## WHAT TO WORK ON
Pull each line containing "this" out of the data and copy it.

*** SOURCE EXCERPT

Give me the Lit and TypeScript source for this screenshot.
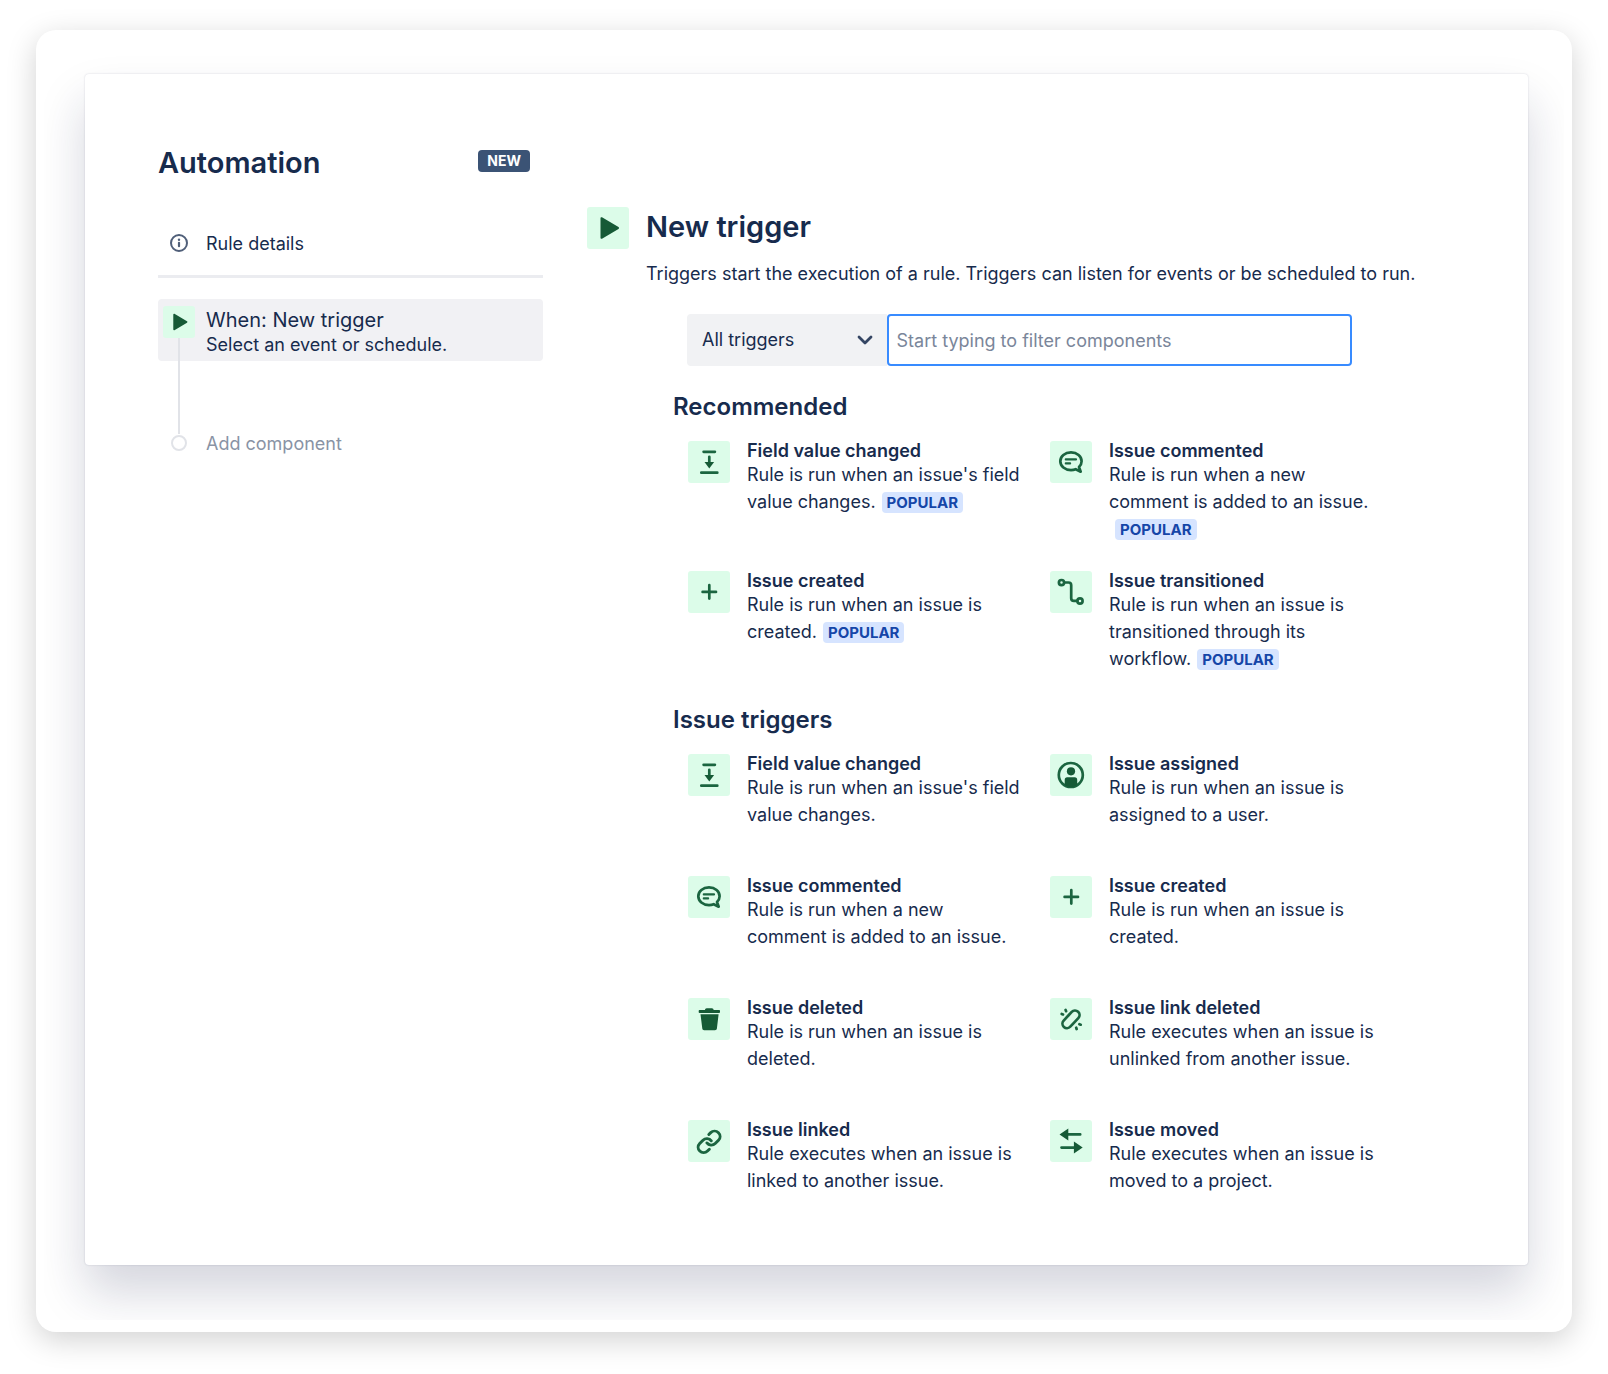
import { LitElement, html, css, svg, nothing, type SVGTemplateResult } from "lit";

interface Trigger {
  icon: string;
  title: string;
  text: string;
  popular?: boolean;
}

interface Section {
  title: string;
  triggers: Trigger[];
}

const ICONS: Record<string, SVGTemplateResult> = {
  play: svg`<path class="solid" d="M13.500 11.200c0-.8.8-1.300 1.500-.9l16.500 9.800c.7.400.7 1.400 0 1.800l-16.500 9.800c-.7.400-1.500 0-1.500-.9z"/>`,
  field: svg`<path class="line" d="M15.600 10.800h11.300M13.300 31.700h16M21.300 15.800v7"/><path class="solid" d="M16.500 20.900h9.600l-4.800 6.600z"/>`,
  comment: svg`<path class="line" d="M21 11.400c-6.100 0-10.700 3.800-10.700 8.800s4.600 8.900 10.700 8.900c1.700 0 3.300-.3 4.700-.9l5 2.500-1.700-4.700c1.600-1.500 2.600-3.600 2.600-5.800 0-5-4.500-8.800-10.600-8.800z"/><path class="line thin" d="M15.800 18.400h10.200M15.800 22.400h4.300"/>`,
  plus: svg`<path class="line" d="M21.300 14.200v13.400M14.600 20.900h13.400"/>`,
  transition: svg`<path class="line" d="M14.300 11.500h4.200a2.700 2.700 0 0 1 2.700 2.700v13a2.700 2.700 0 0 0 2.700 2.700h3.200"/><circle class="line" cx="11.500" cy="11.600" r="2.600"/><circle class="line" cx="30" cy="30" r="2.600"/>`,
  person: svg`<circle class="line" cx="20.800" cy="21" r="12"/><circle class="solid" cx="21" cy="17.300" r="4.100"/><path class="solid" d="M14.700 31v-5.200a2.500 2.500 0 0 1 2.500-2.500h7.500a2.500 2.500 0 0 1 2.500 2.500v5.200c-3.600 2.800-8.900 2.800-12.500 0z"/>`,
  trash: svg`<path class="solid" d="M17 12c0-1 .7-1.700 1.700-1.700h5.200c1 0 1.700.7 1.700 1.700h5.400c.6 0 1 .4 1 1v1.200c0 .5-.4.800-.9.800H11.600c-.5 0-.9-.3-.9-.8V13c0-.6.4-1 1-1zM12.500 16.200h18.100l-1.700 14.400c-.1 1-.9 1.700-1.900 1.700H16.200c-1 0-1.800-.7-1.900-1.700z"/>`,
  unlink: svg`<g transform="translate(21 21.300) rotate(-47)"><path class="line" d="M-1 4.500H-5.900a4.500 4.500 0 0 1 0-9H3M1-4.500H5.900a4.500 4.500 0 0 1 0 9H-3"/></g><path class="line" d="M15.600 12l.5 1.200M11.700 15.900l1.300.500M26.200 29.700l.4 1.300M29.400 26.200l1.300.500"/>`,
  link: svg`<g transform="translate(7.900 8.900) scale(1.100 1.080)"><path class="line" d="M10 13a5 5 0 0 0 7.540.540l3-3a5 5 0 0 0-7.070-7.070l-1.720 1.710"/><path class="line" d="M14 11a5 5 0 0 0-7.540-.540l-3 3a5 5 0 0 0 7.070 7.070l1.710-1.710"/></g>`,
  move: svg`<path class="line" d="M17 14.400h13.200M11.500 27.600h13"/><path class="solid" d="M9.500 14.400l8.800-6v12zM32.700 27.600l-8.800-6v12z"/>`,
};

const SECTIONS: Section[] = [
  {
    title: "Recommended",
    triggers: [
      { icon: "field", title: "Field value changed", text: "Rule is run when an issue's field value changes.", popular: true },
      { icon: "comment", title: "Issue commented", text: "Rule is run when a new comment is added to an issue.", popular: true },
      { icon: "plus", title: "Issue created", text: "Rule is run when an issue is created.", popular: true },
      { icon: "transition", title: "Issue transitioned", text: "Rule is run when an issue is transitioned through its workflow.", popular: true },
    ],
  },
  {
    title: "Issue triggers",
    triggers: [
      { icon: "field", title: "Field value changed", text: "Rule is run when an issue's field value changes." },
      { icon: "person", title: "Issue assigned", text: "Rule is run when an issue is assigned to a user." },
      { icon: "comment", title: "Issue commented", text: "Rule is run when a new comment is added to an issue." },
      { icon: "plus", title: "Issue created", text: "Rule is run when an issue is created." },
      { icon: "trash", title: "Issue deleted", text: "Rule is run when an issue is deleted." },
      { icon: "unlink", title: "Issue link deleted", text: "Rule executes when an issue is unlinked from another issue." },
      { icon: "link", title: "Issue linked", text: "Rule executes when an issue is linked to another issue." },
      { icon: "move", title: "Issue moved", text: "Rule executes when an issue is moved to a project." },
    ],
  },
];

/** Square green tile that holds one trigger glyph. */
class TriggerIcon extends LitElement {
  static properties = { name: { type: String } };
  declare name: string;

  static styles = css`
    :host {
      display: block;
      flex: none;
      width: 42px;
      height: 42px;
      border-radius: 3px;
      background: #dcfce9;
    }
    svg {
      display: block;
      width: 100%;
      height: 100%;
    }
    .line {
      fill: none;
      stroke: #1b6540;
      stroke-width: 2.7;
      stroke-linecap: round;
      stroke-linejoin: round;
    }
    .thin {
      stroke-width: 2.2;
    }
    .solid {
      fill: #165a36;
      stroke: none;
    }
  `;

  render() {
    return html`<svg viewBox="0 0 42 42" aria-hidden="true">${ICONS[this.name]}</svg>`;
  }
}
customElements.define("trigger-icon", TriggerIcon);

class AppRoot extends LitElement {
  static styles = css`
    :host {
      display: block;
      font-family: Inter, "Liberation Sans", sans-serif;
      font-size: 18px;
      line-height: 24px;
      color: #172b4d;
      background: #fff;
      padding: 30px 36px 42px;
    }
    *,
    *::before,
    *::after {
      box-sizing: border-box;
    }
    h1,
    h2,
    h3,
    p,
    ul {
      margin: 0;
      padding: 0;
      font-weight: 400;
    }
    ul {
      list-style: none;
    }
    button {
      border: 0;
      padding: 0;
      margin: 0;
      background: none;
      font: inherit;
      color: inherit;
      text-align: left;
      cursor: pointer;
    }

    .frame {
      padding: 12px 8px;
      border-radius: 20px;
      background: #fff;
      box-shadow: 0 8px 30px rgba(0, 0, 0, 0.18);
    }
    .stage {
      overflow: hidden;
      padding: 32px 36px 55px 41px;
    }
    .panel {
      display: grid;
      grid-template-columns: 385px minmax(0, 1fr);
      column-gap: 44px;
      padding: 71px 72px 52px 73px;
      border-radius: 4px;
      background: #fff;
      box-shadow: 0 0 2px rgba(20, 30, 70, 0.18), 0 28px 48px rgba(20, 28, 70, 0.18);
    }

    .side-head {
      display: flex;
      align-items: flex-start;
      justify-content: space-between;
      padding-right: 13px;
      margin-bottom: 51px;
    }
    .side-head h1,
    .title {
      font-size: 29px;
      line-height: 36px;
      font-weight: 600;
    }
    .new {
      margin-top: 5px;
      padding: 0 9px;
      border-radius: 4px;
      background: #3b5375;
      color: #fff;
      font-size: 14px;
      line-height: 22px;
      font-weight: 700;
    }
    .step {
      display: flex;
      gap: 11px;
      width: 100%;
      padding-left: 5px;
    }
    .marker {
      display: flex;
      flex: none;
      justify-content: center;
      align-items: center;
      width: 32px;
      height: 22px;
    }
    .details {
      padding-bottom: 19px;
      border-bottom: 3px solid #ebecf0;
      margin-bottom: 21px;
    }
    .when {
      padding: 7px 5px 4px;
      border-radius: 4px;
      background: #f1f1f4;
      margin-bottom: 71px;
    }
    .rail {
      position: relative;
      flex: none;
      width: 32px;
    }
    .rail trigger-icon {
      width: 32px;
      height: 32px;
    }
    .rail::after {
      content: "";
      position: absolute;
      left: 15px;
      top: 32px;
      width: 2px;
      height: 96px;
      background: #e1e3e8;
    }
    .when-text {
      display: flex;
      flex-direction: column;
      padding-top: 2px;
    }
    .when-title {
      font-size: 20px;
      line-height: 25px;
    }
    .add {
      color: #8993a5;
    }
    .dot {
      width: 16px;
      height: 16px;
      border: 2px solid #e1e3e8;
      border-radius: 50%;
      background: #fff;
    }

    .main {
      display: flex;
      align-items: flex-start;
      gap: 17px;
      padding-top: 62px;
    }
    .body {
      flex: 1;
      min-width: 0;
    }
    .title {
      line-height: 40px;
      margin-bottom: 15px;
    }
    .filter {
      display: flex;
      height: 52px;
      margin: 28px 104px 25px 41px;
    }
    .picker {
      position: relative;
      flex: 0 0 30%;
    }
    .picker select {
      appearance: none;
      width: 100%;
      height: 100%;
      padding: 0 40px 0 15px;
      border: 0;
      border-radius: 4px 0 0 4px;
      background: #f1f2f4;
      font: inherit;
      color: inherit;
    }
    .picker svg {
      position: absolute;
      right: 12px;
      top: 16px;
      width: 20px;
      height: 20px;
      pointer-events: none;
    }
    .filter input {
      flex: 1;
      min-width: 0;
      padding: 2px 8px 0;
      border: 2px solid #388bff;
      border-radius: 4px;
      outline: none;
      background: #fff;
      font: inherit;
      color: inherit;
    }
    .filter input::placeholder {
      color: #7a869a;
      opacity: 1;
    }

    .sections {
      display: flex;
      flex-direction: column;
      gap: 32px;
      padding: 0 71px 0 27px;
    }
    .sections h3 {
      font-size: 24px;
      line-height: 32px;
      font-weight: 600;
      margin-bottom: 18px;
    }
    .grid {
      display: grid;
      grid-template-columns: 1fr 1fr;
      gap: 29px 27px;
      padding-left: 15px;
    }
    .grid li {
      min-height: 93px;
    }
    .card {
      display: flex;
      align-items: flex-start;
      gap: 17px;
      width: 100%;
    }
    .name {
      display: block;
      font-weight: 600;
      line-height: 20px;
    }
    .text {
      display: block;
      line-height: 27px;
    }
    .popular {
      display: inline-block;
      margin-left: 6px;
      padding: 0 5px;
      border-radius: 4px;
      background: #d6e4ff;
      color: #1546a8;
      font-size: 15px;
      line-height: 21px;
      font-weight: 700;
    }
  `;

  private renderTrigger(t: Trigger) {
    return html`<li>
      <button class="card" type="button">
        <trigger-icon name=${t.icon}></trigger-icon>
        <span>
          <span class="name">${t.title}</span>
          <span class="text">${t.text}${t.popular ? html`<span class="popular">POPULAR</span>` : nothing}</span>
        </span>
      </button>
    </li>`;
  }

  render() {
    return html`
      <div class="frame">
        <div class="stage">
          <div class="panel">
            <aside>
              <header class="side-head">
                <h1>Automation</h1>
                <span class="new">NEW</span>
              </header>
              <button class="step details" type="button">
                <span class="marker">
                  <svg width="18" height="18" viewBox="0 0 18 18" aria-hidden="true">
                    <circle cx="9" cy="9" r="8" fill="none" stroke="#505f79" stroke-width="2" />
                    <circle cx="9" cy="5.800" r="1.200" fill="#505f79" />
                    <path d="M9 8.800v3.400" stroke="#505f79" stroke-width="2.200" stroke-linecap="round" />
                  </svg>
                </span>
                <span>Rule details</span>
              </button>
              <button class="step when" type="button">
                <span class="rail"><trigger-icon name="play"></trigger-icon></span>
                <span class="when-text">
                  <span class="when-title">When: New trigger</span>
                  <span>Select an event or schedule.</span>
                </span>
              </button>
              <button class="step add" type="button">
                <span class="marker"><span class="dot"></span></span>
                <span>Add component</span>
              </button>
            </aside>
            <main class="main">
              <trigger-icon name="play"></trigger-icon>
              <div class="body">
                <h2 class="title">New trigger</h2>
                <p>Triggers start the execution of a rule. Triggers can listen for events or be scheduled to run.</p>
                <div class="filter">
                  <div class="picker">
                    <select aria-label="Trigger category">
                      <option>All triggers</option>
                    </select>
                    <svg viewBox="0 0 20 20" aria-hidden="true">
                      <path d="M4 7l6 6 6-6" fill="none" stroke="#344563" stroke-width="2.800" stroke-linecap="round" stroke-linejoin="round" />
                    </svg>
                  </div>
                  <input type="text" aria-label="Filter components" placeholder="Start typing to filter components" />
                </div>
                <div class="sections">
                  ${SECTIONS.map(
                    (s) => html`<section>
                      <h3>${s.title}</h3>
                      <ul class="grid">
                        ${s.triggers.map((t) => this.renderTrigger(t))}
                      </ul>
                    </section>`,
                  )}
                </div>
              </div>
            </main>
          </div>
        </div>
      </div>
    `;
  }
}
customElements.define("app-root", AppRoot);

******

## EXERCISE RESPONSE
Give me the Lit and TypeScript source for this screenshot.
    return html`<svg viewBox="0 0 42 42" aria-hidden="true">${ICONS[this.name]}</svg>`;
                        ${s.triggers.map((t) => this.renderTrigger(t))}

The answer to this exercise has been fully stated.